Sowohl hier und anderswo gelingt es den Sängern, ihre ausdrucksvolle und individuelle Stimmführung zu einem Gesamtklang zu vereinen. Mit Blick auf die Geschichte der sogenannten ‚historisch informierten Aufführungspraxis' ist faszinierend, wie das Understatement und die Zurückhaltung, die noch Rooley und seiner Sänger/innen an den Tag legten, einer zwar nicht ‚romantischen', aber doch wieder sehr viel expressiveren Klangrede gewichen ist, die über ein ausdrucksvoll eingesetztes Vibratos ebenso wie über den gesungenen Schrei verfügt. Man höre nur das ‚Lamento della Ninfa', die ‚Klage der Nymphe' im Vergleich: bei Rooley sorgt das mädchenhaft-ätherische Timbre von Emma Kirkby für anrührende Lieblichkeit, bei Jacobs klagt mit Bernarda Fink eine erwachsene Frau dem Hörer ihr tragisches Leid.

In ihrem Bemühen um dramatische Wahrheit - und sei es auch auf Kosten purer gesanglicher Schönheit - ist diese Interpretation von Monteverdis letztem Madrigalbuch frappierend gegenwärtig, ‚moderne' Musik im Besten Sinne des Wortes.
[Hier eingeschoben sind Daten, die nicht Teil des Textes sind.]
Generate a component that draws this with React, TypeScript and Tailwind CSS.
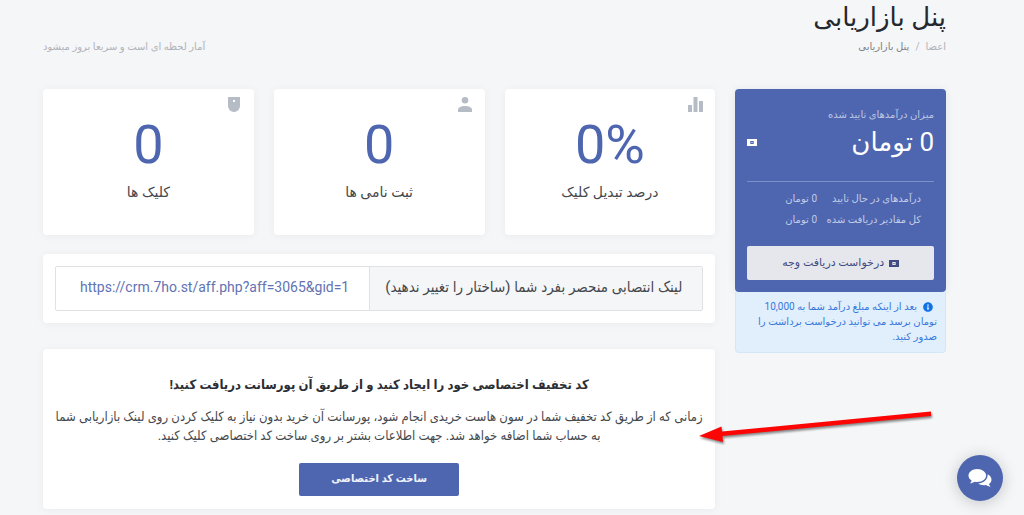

Was der Aufnahme darüber hinaus einen besonderen Rang verleiht, ist Jacobs Phantasie bei der instrumentalen Begleitung. Zeitgenössischen Ohren kommt er dabei in so weit entgegen, als er - stets im Geist der Musik - mitunter über die minimalen Anforderungen des Komponisten hinausgeht. Zu den obligatorischen Streichern treten in den Schlachtenmusiken Bläser, während dem sowieso schon reich besetzten Continuo durch die versierte Spielweise eine Plus an Farben und klanglichen Spezial-Effekten abgewonnen wird. Insbesondere der finale ‚Ballo delle Ingrate', der ‚Tanz der Undankbaren' (ein echtes Troststück für alle Männer, die keine Frau abkriegen: Die schönen, aber stolzen und unnahbaren Damen fahren nämlich zur Hölle!) gewinnt mit seinen langen Rezitativen an der notwendigen inneren Spannung. Der volle, körperliche Klang erreicht auch sonst die nötige Dichte und Intensität, um die Affekte gebührend zur Geltung kommen zu lassen. Gerade in dieser Hinsicht sind die verdienstvollen Aufnahmen des Consort of Musicke immer etwas blass geblieben.